_Data block:_
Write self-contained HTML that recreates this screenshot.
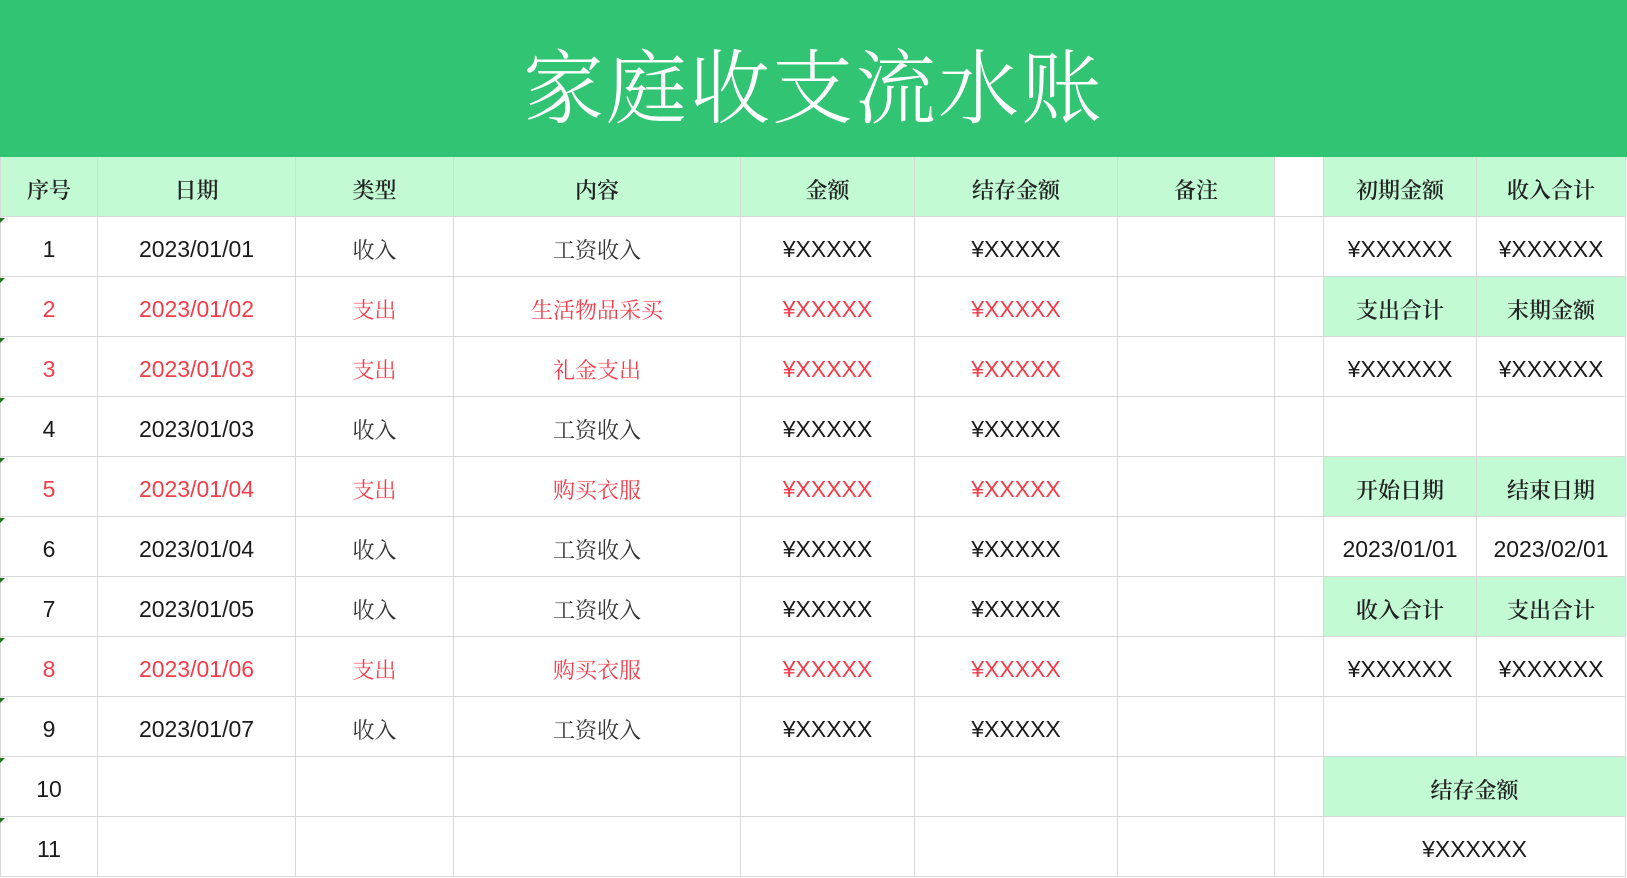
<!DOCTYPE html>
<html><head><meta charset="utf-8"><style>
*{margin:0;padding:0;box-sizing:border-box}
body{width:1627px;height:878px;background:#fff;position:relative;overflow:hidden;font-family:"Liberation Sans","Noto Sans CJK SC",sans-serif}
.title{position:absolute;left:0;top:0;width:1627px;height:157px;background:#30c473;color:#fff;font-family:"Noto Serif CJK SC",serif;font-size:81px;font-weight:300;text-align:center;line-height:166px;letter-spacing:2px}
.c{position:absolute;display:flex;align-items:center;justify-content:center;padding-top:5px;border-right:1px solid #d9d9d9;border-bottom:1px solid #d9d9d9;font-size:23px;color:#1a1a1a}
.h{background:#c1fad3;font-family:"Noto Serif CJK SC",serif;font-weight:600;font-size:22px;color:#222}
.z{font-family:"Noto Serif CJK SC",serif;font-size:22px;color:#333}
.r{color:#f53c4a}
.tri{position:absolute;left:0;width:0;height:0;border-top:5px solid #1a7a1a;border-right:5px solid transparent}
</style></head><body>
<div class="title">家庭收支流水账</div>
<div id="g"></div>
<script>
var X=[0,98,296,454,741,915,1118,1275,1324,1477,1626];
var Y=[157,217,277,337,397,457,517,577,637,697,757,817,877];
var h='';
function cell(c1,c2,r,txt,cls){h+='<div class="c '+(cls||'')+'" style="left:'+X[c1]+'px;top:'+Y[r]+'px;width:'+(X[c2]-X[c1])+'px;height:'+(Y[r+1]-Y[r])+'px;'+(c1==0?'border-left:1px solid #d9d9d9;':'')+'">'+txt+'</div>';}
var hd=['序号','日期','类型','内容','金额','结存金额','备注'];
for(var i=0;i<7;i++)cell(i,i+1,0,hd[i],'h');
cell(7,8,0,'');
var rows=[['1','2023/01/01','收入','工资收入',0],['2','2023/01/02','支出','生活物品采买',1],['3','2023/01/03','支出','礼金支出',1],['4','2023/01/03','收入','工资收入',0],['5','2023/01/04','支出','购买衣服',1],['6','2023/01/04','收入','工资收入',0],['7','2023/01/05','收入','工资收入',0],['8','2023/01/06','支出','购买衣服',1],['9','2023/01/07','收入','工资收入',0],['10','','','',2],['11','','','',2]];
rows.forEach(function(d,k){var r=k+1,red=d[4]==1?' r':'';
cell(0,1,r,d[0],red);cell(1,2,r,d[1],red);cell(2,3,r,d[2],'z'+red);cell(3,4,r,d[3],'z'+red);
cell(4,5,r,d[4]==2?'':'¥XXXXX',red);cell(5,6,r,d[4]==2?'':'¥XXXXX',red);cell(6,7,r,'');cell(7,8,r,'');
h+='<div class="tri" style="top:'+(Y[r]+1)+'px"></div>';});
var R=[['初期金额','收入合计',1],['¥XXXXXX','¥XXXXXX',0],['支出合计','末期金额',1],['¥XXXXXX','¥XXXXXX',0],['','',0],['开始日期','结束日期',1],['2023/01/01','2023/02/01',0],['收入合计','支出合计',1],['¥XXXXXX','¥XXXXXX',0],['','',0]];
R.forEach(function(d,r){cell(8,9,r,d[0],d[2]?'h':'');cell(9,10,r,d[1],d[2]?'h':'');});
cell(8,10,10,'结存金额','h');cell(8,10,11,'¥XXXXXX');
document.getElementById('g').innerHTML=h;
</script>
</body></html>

_Exercise:_ All the material shown above is to be copied exactly, with no pictures carried over.

_Response to this exercise:_
Write self-contained HTML that recreates this screenshot.
<!DOCTYPE html>
<html><head><meta charset="utf-8"><style>
*{margin:0;padding:0;box-sizing:border-box}
body{width:1627px;height:878px;background:#fff;position:relative;overflow:hidden;font-family:"Liberation Sans","Noto Sans CJK SC",sans-serif}
.title{position:absolute;left:0;top:0;width:1627px;height:157px;background:#30c473;color:#fff;font-family:"Noto Serif CJK SC",serif;font-size:81px;font-weight:300;text-align:center;line-height:166px;letter-spacing:2px}
.c{position:absolute;display:flex;align-items:center;justify-content:center;padding-top:5px;border-right:1px solid #d9d9d9;border-bottom:1px solid #d9d9d9;font-size:23px;color:#1a1a1a}
.h{background:#c1fad3;font-family:"Noto Serif CJK SC",serif;font-weight:600;font-size:22px;color:#222}
.z{font-family:"Noto Serif CJK SC",serif;font-size:22px;color:#333}
.r{color:#f53c4a}
.tri{position:absolute;left:0;width:0;height:0;border-top:5px solid #1a7a1a;border-right:5px solid transparent}
</style></head><body>
<div class="title">家庭收支流水账</div>
<div id="g"></div>
<script>
var X=[0,98,296,454,741,915,1118,1275,1324,1477,1626];
var Y=[157,217,277,337,397,457,517,577,637,697,757,817,877];
var h='';
function cell(c1,c2,r,txt,cls){h+='<div class="c '+(cls||'')+'" style="left:'+X[c1]+'px;top:'+Y[r]+'px;width:'+(X[c2]-X[c1])+'px;height:'+(Y[r+1]-Y[r])+'px;'+(c1==0?'border-left:1px solid #d9d9d9;':'')+'">'+txt+'</div>';}
var hd=['序号','日期','类型','内容','金额','结存金额','备注'];
for(var i=0;i<7;i++)cell(i,i+1,0,hd[i],'h');
cell(7,8,0,'');
var rows=[['1','2023/01/01','收入','工资收入',0],['2','2023/01/02','支出','生活物品采买',1],['3','2023/01/03','支出','礼金支出',1],['4','2023/01/03','收入','工资收入',0],['5','2023/01/04','支出','购买衣服',1],['6','2023/01/04','收入','工资收入',0],['7','2023/01/05','收入','工资收入',0],['8','2023/01/06','支出','购买衣服',1],['9','2023/01/07','收入','工资收入',0],['10','','','',2],['11','','','',2]];
rows.forEach(function(d,k){var r=k+1,red=d[4]==1?' r':'';
cell(0,1,r,d[0],red);cell(1,2,r,d[1],red);cell(2,3,r,d[2],'z'+red);cell(3,4,r,d[3],'z'+red);
cell(4,5,r,d[4]==2?'':'¥XXXXX',red);cell(5,6,r,d[4]==2?'':'¥XXXXX',red);cell(6,7,r,'');cell(7,8,r,'');
h+='<div class="tri" style="top:'+(Y[r]+1)+'px"></div>';});
var R=[['初期金额','收入合计',1],['¥XXXXXX','¥XXXXXX',0],['支出合计','末期金额',1],['¥XXXXXX','¥XXXXXX',0],['','',0],['开始日期','结束日期',1],['2023/01/01','2023/02/01',0],['收入合计','支出合计',1],['¥XXXXXX','¥XXXXXX',0],['','',0]];
R.forEach(function(d,r){cell(8,9,r,d[0],d[2]?'h':'');cell(9,10,r,d[1],d[2]?'h':'');});
cell(8,10,10,'结存金额','h');cell(8,10,11,'¥XXXXXX');
document.getElementById('g').innerHTML=h;
</script>
</body></html>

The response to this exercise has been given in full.